C'est aussi à cette époque que Bowie se déclara ouvertement bisexuel.

"Changes", le single tiré de l'album, est très catchy, avec ses saxos introductifs et ses refrains chantés puissamment en choeur. Sur les couplets, Bowie chante de façon très théâtrale, un peu à la façon de Gene Pitney. Surtout, cette chanson met en lumière les ambitions de Bowie : un artiste doit être pris dans une spirale permanente de changements.

"Oh ! You Pretty Things" : Rick Wakeman accompagne Bowie pour les complets. Son style de jeu sur cette chanson a été comparé à celui de McCartney sur "Martha My Dear". Puis arrive le refrain, en choeur, sur une grille d'accords descendante. Très bonne chanson. Bowie imagine qu'une race supérieure d'envahisseurs extra-terrestres met fin au règne de l'homo sapiens.

"Eight Line Poem" est, comme son nom l'indique, la mise en musique d'un poème de 8 lignes de Bowie. Elle est jouée au piano, lentement, et intègre une guitare lead dans un style country. Ce n'est clairement pas la meilleure chanson de l'album.

"Life On Mars ?" : tant de choses ont déjà été dites sur cette merveille... Alors oui : harmoniquement, c'est une variation sur "My Way". La chanson, déjà très forte mélodiquement, est transfigurée par les exceptionnels arrangements de Mick Ronson : piano très orchestral de Rick Wakeman, cordes puissantes amenées de façon dramatique (la montée en crescendo sur le refrain). Ronson se charge lui-même du solo, qui est court, mais saisissant, tranchant...

"Kooks" est une belle chanson que Bowie a écrite pour son fils Duncan Jones, avec l'intention de réaliser un pastiche des chansons de Neil Young au début des années 70. Dans les faits, c'est bien plus que cela. La chanson reçoit des arrangements judicieux : piano-boogie de Rick Wakeman, solo de trompette...

"Quicksand" est sans aucun doute une des chansons les plus travaillées de l'album.
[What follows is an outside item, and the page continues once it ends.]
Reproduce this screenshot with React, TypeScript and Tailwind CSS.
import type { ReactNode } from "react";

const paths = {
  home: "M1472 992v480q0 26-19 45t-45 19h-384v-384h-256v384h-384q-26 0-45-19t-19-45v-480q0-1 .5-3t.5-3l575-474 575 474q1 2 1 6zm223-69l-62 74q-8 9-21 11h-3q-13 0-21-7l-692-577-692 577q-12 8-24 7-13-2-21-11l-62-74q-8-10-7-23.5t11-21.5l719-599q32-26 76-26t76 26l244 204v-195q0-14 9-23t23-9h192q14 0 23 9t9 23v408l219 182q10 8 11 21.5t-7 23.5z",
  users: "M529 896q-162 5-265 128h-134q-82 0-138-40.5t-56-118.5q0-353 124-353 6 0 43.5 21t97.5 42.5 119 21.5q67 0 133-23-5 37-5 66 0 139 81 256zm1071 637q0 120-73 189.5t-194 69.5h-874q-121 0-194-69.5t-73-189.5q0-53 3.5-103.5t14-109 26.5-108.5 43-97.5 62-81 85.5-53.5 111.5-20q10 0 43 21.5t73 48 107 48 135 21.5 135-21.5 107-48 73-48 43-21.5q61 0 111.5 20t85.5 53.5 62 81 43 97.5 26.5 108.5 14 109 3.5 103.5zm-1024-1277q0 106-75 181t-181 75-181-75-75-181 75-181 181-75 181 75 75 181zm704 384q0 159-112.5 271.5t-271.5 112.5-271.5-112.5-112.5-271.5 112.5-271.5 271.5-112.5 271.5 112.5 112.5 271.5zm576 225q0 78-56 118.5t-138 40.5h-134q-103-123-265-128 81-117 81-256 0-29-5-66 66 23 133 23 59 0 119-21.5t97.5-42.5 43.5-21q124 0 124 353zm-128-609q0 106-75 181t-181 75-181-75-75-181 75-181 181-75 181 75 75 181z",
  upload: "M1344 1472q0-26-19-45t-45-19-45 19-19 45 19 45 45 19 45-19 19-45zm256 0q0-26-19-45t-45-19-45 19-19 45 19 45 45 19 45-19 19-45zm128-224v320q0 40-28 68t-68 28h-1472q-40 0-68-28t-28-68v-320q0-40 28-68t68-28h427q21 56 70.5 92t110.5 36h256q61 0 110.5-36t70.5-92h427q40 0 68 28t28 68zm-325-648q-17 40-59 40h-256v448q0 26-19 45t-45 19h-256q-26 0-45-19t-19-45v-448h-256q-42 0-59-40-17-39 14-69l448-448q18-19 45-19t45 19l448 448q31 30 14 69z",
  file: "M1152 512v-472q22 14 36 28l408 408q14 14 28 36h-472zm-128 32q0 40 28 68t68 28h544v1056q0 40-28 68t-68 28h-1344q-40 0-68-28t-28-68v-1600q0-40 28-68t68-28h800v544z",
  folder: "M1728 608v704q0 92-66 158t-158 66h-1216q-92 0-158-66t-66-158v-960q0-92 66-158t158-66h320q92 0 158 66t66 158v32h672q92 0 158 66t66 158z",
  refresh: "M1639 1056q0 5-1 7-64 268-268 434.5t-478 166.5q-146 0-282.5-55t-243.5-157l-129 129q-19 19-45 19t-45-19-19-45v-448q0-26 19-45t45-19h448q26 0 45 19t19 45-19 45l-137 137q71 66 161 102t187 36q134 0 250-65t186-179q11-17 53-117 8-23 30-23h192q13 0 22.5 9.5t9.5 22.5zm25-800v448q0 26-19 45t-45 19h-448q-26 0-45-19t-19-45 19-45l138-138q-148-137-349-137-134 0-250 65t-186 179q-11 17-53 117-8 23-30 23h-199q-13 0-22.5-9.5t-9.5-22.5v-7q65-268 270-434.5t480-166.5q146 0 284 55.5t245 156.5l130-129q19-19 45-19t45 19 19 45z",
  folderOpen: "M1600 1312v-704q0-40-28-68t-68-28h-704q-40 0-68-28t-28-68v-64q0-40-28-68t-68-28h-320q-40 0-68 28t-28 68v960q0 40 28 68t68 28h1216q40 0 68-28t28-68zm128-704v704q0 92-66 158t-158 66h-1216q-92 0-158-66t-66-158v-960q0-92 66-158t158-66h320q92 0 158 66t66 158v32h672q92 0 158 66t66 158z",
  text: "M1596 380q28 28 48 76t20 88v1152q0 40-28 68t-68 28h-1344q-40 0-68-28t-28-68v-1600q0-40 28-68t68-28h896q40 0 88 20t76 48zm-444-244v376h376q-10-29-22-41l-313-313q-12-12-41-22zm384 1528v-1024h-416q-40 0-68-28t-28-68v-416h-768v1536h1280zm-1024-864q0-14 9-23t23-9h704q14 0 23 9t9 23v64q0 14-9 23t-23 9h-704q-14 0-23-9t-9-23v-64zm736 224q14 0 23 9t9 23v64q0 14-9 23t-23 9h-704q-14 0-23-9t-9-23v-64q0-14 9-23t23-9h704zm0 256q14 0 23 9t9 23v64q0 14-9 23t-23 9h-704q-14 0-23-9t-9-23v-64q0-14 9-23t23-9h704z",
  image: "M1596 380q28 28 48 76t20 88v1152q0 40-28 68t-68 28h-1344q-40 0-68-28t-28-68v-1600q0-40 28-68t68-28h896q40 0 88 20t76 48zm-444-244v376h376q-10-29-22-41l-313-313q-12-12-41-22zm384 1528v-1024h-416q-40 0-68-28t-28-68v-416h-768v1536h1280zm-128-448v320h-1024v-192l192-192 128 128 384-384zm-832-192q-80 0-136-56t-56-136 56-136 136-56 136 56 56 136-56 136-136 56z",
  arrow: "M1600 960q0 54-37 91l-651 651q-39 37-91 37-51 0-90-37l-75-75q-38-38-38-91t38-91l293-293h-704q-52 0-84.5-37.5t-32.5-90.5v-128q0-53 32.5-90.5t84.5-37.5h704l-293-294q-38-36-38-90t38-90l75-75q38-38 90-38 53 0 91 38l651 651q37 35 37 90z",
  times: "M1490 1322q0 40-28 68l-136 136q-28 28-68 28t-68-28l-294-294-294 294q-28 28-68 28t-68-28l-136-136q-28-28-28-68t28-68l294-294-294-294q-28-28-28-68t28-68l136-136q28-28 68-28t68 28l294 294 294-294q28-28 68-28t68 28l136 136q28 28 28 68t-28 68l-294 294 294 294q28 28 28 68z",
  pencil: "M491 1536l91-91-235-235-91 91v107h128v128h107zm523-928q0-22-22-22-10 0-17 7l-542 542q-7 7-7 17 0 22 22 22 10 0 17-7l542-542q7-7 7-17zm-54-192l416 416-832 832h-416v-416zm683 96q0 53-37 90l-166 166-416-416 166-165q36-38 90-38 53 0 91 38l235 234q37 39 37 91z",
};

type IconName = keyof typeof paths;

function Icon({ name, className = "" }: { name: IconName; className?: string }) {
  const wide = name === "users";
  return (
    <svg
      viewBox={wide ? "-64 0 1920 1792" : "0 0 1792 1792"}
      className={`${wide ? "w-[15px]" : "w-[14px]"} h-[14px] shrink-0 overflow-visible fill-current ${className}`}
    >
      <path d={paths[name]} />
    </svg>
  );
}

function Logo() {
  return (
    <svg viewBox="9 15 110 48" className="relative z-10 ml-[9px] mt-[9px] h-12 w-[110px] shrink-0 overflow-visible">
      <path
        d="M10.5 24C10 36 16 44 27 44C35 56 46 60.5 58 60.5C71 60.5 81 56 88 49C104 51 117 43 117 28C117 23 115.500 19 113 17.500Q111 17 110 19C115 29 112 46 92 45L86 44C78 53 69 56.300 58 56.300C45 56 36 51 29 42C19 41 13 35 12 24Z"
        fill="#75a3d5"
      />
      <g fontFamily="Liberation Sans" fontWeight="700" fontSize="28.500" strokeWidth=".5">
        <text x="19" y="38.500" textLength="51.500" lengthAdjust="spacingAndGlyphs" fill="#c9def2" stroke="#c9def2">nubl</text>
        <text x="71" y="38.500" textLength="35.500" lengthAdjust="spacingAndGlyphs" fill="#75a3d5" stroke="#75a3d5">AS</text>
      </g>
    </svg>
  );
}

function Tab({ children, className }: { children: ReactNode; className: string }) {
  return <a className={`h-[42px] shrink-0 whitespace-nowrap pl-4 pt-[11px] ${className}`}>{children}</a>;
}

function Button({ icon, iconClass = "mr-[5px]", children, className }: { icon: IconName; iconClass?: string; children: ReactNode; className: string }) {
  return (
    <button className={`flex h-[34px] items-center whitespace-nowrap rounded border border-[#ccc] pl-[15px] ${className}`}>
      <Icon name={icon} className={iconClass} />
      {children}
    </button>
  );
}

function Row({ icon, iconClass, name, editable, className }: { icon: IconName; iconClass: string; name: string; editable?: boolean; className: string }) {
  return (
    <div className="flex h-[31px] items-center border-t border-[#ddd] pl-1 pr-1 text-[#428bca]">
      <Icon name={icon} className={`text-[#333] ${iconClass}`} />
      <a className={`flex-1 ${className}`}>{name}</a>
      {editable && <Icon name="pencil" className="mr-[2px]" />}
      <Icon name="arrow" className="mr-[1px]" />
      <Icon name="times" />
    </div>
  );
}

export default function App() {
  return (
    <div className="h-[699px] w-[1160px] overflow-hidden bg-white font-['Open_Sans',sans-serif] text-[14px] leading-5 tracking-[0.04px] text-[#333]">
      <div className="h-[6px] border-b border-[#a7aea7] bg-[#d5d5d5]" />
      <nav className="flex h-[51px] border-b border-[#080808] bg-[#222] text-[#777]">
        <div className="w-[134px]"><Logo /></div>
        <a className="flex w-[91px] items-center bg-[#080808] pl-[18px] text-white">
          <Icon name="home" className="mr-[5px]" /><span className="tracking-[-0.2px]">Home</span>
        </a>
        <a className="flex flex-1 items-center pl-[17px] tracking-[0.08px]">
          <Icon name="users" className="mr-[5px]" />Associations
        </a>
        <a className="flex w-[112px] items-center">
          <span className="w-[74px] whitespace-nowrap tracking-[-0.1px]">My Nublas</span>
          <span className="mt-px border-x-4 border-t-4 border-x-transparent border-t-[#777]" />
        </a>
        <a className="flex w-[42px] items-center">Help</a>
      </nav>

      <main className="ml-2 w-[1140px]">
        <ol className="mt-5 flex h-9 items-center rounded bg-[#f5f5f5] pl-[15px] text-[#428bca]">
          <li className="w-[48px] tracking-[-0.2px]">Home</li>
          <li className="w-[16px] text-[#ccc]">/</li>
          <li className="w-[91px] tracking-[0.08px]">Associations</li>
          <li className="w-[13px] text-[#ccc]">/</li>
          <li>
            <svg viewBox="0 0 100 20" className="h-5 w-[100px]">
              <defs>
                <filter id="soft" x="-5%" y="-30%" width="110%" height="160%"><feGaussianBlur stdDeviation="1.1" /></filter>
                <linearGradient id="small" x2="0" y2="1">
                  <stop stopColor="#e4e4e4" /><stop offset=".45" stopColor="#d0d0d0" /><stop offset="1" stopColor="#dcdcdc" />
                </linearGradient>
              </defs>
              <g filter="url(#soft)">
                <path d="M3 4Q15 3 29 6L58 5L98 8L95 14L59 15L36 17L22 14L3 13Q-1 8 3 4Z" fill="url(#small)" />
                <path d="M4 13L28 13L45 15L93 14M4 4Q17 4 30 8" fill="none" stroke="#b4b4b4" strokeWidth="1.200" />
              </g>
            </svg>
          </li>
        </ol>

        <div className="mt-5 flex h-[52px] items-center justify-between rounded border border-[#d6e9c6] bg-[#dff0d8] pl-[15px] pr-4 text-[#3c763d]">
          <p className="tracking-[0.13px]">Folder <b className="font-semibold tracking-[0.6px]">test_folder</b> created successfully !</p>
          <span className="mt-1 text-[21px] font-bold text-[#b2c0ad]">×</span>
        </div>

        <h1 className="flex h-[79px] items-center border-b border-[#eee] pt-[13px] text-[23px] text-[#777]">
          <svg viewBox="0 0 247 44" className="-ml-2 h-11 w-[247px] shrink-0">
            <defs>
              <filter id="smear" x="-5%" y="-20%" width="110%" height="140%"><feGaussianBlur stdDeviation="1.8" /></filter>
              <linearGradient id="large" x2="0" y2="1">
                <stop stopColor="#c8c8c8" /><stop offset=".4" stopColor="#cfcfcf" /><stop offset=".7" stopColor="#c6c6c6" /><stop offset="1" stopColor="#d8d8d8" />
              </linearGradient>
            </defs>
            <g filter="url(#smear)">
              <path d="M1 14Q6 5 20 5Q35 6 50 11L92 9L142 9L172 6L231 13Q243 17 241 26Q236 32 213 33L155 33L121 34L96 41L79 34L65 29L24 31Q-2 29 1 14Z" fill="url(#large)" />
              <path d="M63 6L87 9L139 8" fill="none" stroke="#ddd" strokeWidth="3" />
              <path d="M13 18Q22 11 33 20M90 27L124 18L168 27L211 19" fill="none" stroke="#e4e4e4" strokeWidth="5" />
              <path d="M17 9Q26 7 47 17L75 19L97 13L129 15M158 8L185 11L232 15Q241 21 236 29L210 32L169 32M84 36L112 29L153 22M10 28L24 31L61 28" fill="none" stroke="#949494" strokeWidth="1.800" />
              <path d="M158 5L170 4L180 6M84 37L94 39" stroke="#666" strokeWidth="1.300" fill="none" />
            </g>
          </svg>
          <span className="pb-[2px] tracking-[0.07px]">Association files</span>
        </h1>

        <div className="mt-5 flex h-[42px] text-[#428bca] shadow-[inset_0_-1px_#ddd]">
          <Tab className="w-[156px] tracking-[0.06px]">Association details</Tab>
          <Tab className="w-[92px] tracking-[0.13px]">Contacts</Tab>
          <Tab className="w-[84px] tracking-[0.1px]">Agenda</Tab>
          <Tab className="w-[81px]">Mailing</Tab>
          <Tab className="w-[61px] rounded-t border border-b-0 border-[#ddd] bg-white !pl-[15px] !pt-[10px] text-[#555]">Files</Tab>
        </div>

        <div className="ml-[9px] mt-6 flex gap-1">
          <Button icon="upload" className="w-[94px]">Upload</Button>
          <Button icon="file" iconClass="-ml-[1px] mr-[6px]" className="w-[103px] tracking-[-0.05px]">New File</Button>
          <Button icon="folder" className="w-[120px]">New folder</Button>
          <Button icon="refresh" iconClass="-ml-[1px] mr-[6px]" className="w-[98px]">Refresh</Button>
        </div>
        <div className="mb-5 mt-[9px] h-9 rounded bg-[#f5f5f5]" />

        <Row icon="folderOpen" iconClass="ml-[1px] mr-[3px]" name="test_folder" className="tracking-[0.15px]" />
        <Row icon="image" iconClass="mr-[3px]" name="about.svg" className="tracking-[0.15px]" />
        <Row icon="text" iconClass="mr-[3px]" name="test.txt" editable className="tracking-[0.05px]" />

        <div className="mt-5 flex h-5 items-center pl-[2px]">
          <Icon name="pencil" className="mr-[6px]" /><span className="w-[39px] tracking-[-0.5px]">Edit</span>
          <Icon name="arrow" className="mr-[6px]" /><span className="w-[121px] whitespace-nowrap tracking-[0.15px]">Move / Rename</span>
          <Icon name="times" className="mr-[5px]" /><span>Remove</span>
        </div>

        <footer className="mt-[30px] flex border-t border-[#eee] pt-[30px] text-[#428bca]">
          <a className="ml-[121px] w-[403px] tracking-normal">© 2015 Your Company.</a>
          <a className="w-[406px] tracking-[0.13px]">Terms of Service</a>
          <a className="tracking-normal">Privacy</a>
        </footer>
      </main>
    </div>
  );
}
Le refrain en choeur est accompagné par des cordes comme sur "Life On Mars ?". Le producteur Ken Scott a essayé ici de retrouver le puissant son acoustique qui avait contribué au succès du All Things Must Pass de George Harrison. Les paroles, marquées par Nietzsche et le bouddhisme, multiplient les références.
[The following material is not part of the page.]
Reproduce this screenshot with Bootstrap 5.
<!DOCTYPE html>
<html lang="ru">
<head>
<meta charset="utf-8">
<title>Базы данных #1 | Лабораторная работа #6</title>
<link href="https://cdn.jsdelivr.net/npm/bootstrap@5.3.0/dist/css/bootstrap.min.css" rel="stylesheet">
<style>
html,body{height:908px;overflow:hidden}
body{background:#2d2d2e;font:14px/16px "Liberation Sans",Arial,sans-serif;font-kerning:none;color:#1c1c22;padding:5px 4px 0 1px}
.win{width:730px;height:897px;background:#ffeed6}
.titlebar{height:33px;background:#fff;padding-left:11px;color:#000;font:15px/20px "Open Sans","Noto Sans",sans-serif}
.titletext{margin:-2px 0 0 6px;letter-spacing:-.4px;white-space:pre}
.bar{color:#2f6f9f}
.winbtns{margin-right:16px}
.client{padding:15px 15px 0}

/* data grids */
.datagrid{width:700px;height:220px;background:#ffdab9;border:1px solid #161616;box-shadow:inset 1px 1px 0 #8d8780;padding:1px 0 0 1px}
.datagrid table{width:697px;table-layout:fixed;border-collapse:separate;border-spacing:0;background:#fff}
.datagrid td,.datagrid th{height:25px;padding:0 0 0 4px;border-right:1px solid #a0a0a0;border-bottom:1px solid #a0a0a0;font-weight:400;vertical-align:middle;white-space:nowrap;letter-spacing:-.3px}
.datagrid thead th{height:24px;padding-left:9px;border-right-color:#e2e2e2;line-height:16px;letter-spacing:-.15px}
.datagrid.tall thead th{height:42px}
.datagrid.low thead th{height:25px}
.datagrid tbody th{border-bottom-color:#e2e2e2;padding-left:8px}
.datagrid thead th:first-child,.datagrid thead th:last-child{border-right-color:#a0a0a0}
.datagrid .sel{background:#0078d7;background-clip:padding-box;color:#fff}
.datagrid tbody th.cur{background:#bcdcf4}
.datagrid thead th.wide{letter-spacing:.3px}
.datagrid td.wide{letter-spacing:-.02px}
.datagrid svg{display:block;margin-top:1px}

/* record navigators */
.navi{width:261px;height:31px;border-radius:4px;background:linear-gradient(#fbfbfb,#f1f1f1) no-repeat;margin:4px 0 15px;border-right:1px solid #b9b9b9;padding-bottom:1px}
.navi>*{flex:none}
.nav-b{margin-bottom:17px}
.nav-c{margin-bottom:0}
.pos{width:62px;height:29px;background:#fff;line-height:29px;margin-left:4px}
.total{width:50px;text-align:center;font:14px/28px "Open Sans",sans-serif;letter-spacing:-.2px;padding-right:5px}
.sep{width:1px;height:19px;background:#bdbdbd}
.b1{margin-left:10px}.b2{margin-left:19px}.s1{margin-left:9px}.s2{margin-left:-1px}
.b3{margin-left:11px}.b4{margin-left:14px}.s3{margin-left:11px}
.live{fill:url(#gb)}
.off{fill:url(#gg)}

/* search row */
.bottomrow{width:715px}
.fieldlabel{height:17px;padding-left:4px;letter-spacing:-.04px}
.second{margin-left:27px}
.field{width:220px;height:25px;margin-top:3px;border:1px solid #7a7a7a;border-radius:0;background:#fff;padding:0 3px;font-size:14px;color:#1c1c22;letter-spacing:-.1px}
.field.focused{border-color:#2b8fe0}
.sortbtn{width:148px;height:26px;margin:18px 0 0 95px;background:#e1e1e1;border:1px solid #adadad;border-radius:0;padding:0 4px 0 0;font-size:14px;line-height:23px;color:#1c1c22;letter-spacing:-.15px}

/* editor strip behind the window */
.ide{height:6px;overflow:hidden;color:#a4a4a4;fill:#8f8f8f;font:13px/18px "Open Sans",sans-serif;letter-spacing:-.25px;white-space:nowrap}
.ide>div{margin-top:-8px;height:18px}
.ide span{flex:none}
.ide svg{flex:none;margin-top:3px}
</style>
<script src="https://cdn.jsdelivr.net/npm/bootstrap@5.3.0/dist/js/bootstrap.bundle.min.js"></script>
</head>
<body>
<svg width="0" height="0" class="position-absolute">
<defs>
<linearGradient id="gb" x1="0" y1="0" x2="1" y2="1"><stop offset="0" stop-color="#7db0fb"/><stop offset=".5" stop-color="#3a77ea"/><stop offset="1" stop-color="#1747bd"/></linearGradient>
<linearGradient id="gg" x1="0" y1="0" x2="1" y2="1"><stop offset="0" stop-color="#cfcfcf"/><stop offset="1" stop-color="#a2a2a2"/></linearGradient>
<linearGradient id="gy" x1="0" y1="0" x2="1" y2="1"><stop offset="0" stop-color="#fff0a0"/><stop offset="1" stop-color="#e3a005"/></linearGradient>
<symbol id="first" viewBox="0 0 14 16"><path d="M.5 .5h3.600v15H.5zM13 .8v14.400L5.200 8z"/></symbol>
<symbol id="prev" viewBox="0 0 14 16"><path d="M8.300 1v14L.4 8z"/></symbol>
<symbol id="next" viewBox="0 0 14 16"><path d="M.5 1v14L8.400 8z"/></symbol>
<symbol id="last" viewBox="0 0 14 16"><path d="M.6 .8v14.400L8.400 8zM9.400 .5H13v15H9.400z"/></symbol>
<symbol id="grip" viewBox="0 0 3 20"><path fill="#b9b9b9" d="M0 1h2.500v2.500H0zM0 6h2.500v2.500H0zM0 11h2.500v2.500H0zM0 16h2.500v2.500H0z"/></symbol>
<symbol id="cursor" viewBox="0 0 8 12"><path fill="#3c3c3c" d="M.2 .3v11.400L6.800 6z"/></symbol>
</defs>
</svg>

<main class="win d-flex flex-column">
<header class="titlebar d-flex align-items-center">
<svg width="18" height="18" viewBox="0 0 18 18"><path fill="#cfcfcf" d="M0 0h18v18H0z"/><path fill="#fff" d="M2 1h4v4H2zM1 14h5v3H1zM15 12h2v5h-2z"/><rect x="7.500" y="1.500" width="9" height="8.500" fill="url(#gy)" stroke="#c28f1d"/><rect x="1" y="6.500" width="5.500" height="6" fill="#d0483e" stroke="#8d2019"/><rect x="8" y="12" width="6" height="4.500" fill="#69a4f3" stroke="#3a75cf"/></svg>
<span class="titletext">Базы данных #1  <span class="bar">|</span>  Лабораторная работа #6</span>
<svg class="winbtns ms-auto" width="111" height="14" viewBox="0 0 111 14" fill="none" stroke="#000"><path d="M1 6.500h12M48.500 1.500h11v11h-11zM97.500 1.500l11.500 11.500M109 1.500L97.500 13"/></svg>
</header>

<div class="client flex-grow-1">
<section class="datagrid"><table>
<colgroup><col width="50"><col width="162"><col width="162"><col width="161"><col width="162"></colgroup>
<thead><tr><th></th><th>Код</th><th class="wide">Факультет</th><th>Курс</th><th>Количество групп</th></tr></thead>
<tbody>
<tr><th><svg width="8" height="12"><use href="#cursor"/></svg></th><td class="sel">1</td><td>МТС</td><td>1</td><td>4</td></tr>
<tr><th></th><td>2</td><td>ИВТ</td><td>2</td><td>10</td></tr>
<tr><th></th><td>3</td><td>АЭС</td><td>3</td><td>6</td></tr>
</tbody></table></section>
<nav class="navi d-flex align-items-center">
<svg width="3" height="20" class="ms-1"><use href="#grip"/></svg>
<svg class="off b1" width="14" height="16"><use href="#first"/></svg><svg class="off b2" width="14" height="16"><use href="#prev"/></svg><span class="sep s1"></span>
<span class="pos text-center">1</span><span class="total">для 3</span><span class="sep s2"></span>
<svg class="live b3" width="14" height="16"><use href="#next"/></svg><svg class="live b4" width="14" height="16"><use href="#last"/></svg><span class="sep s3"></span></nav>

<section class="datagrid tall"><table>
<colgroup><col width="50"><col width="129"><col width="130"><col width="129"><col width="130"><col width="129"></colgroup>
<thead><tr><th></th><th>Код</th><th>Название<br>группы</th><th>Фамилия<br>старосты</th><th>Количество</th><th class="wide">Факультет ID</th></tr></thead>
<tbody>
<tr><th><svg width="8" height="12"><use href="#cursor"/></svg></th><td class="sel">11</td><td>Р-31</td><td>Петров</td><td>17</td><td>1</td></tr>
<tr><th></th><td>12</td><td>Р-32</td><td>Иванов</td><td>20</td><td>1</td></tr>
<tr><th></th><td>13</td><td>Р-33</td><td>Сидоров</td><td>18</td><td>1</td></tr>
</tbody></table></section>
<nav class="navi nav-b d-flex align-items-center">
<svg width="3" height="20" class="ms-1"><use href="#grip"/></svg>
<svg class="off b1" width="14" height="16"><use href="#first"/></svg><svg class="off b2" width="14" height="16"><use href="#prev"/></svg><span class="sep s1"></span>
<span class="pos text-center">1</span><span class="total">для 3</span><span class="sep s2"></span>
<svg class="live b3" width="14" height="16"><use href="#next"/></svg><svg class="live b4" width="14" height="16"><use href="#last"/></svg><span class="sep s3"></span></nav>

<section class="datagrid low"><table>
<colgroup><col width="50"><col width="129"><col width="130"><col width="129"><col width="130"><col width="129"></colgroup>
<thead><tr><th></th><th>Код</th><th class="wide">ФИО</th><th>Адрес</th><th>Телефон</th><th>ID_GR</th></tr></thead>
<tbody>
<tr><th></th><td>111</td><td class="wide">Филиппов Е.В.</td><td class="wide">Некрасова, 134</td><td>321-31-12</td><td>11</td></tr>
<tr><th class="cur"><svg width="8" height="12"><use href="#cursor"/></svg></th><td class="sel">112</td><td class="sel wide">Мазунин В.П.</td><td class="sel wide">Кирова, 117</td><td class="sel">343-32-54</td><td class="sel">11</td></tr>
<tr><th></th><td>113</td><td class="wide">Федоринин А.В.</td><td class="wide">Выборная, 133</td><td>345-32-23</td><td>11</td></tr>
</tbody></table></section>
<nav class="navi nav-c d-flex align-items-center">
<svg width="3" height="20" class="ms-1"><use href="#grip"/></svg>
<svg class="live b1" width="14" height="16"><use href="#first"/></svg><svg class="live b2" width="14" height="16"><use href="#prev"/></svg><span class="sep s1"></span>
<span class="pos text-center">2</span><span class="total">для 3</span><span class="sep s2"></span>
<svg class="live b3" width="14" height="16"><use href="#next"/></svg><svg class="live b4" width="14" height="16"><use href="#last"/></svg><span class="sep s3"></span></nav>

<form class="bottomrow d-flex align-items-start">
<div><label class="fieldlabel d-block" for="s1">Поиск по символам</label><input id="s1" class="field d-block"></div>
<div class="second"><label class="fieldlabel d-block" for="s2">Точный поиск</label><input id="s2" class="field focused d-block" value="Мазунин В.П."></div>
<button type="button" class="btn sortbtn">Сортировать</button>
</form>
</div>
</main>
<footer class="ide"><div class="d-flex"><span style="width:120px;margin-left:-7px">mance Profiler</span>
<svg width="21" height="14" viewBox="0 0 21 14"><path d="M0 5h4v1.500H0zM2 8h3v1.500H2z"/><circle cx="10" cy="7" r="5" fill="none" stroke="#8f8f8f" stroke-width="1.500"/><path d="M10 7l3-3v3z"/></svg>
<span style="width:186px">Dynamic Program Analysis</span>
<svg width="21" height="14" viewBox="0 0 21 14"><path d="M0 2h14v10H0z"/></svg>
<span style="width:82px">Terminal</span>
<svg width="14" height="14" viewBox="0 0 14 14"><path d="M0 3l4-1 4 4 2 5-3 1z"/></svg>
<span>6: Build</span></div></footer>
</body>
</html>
L'album comprend une reprise du "Fill Your Heart" de Biff Rose et Paul Williams. A nouveau, les arrangements mitonnés par Mick Ronson offrent un très bel écrin à la chanson.

Avec "Andy Warhol", on change de registre : alors que l'accompagnement était jusqu'à présent essentiellement pianistique, cette chanson fait appel à des guitares acoustiques puissantes. Elle aurait très bien pu figurer sur l'album précédent, The Man Who Sold The World, album plus violent. Le riff initial, très réussi, a été souvent repris, en hommage à Bowie (il a même été repris par Metallica).

Deuxième coup de coeur de Bowie : Bob Dylan. "Song For Dylan" est logiquement accompagnée par une guitare acoustique, mais le piano est également présent, ainsi qu'une guitare électrique. Le couplet contrefait le style vocal de Dylan. Refrain plus puissant.

Troisième coup de coeur : le Velvet Underground (que Bowie connaissait dès 1967). "Queen Bitch" est un hommage au groupe de Lou Reed, est un basé sur un riff de guitare ressemblant à celui de "Sweet Jane". Son très distordu, bien entendu. Ziggy Stardust est en germe dans cette chanson. On comprend mieux pourquoi Bowie ira repêcher Lou Reed, alors en perdition, pour lui faire enregistrer Transformer.

"The Bewlay Brothers" est la chanson la plus impénétrable de l'album. Sur les couplets : uniquement des guitares acoustiques. Le refrain a un caractère presque psychédélique : il débute de façon inopinée, et la guitare de Ronson a un son déformé par les effets. Pour la coda (une des plus étranges codas que Bowie ait jamais faites), c'est la voix qui est déformée, rendue plus grave...

Le bilan est donc plus que convaincant : Hunky Dory est l'album le plus dense de Bowie. Et il contient peut-être sa meilleure chanson ("Life On Mars ?").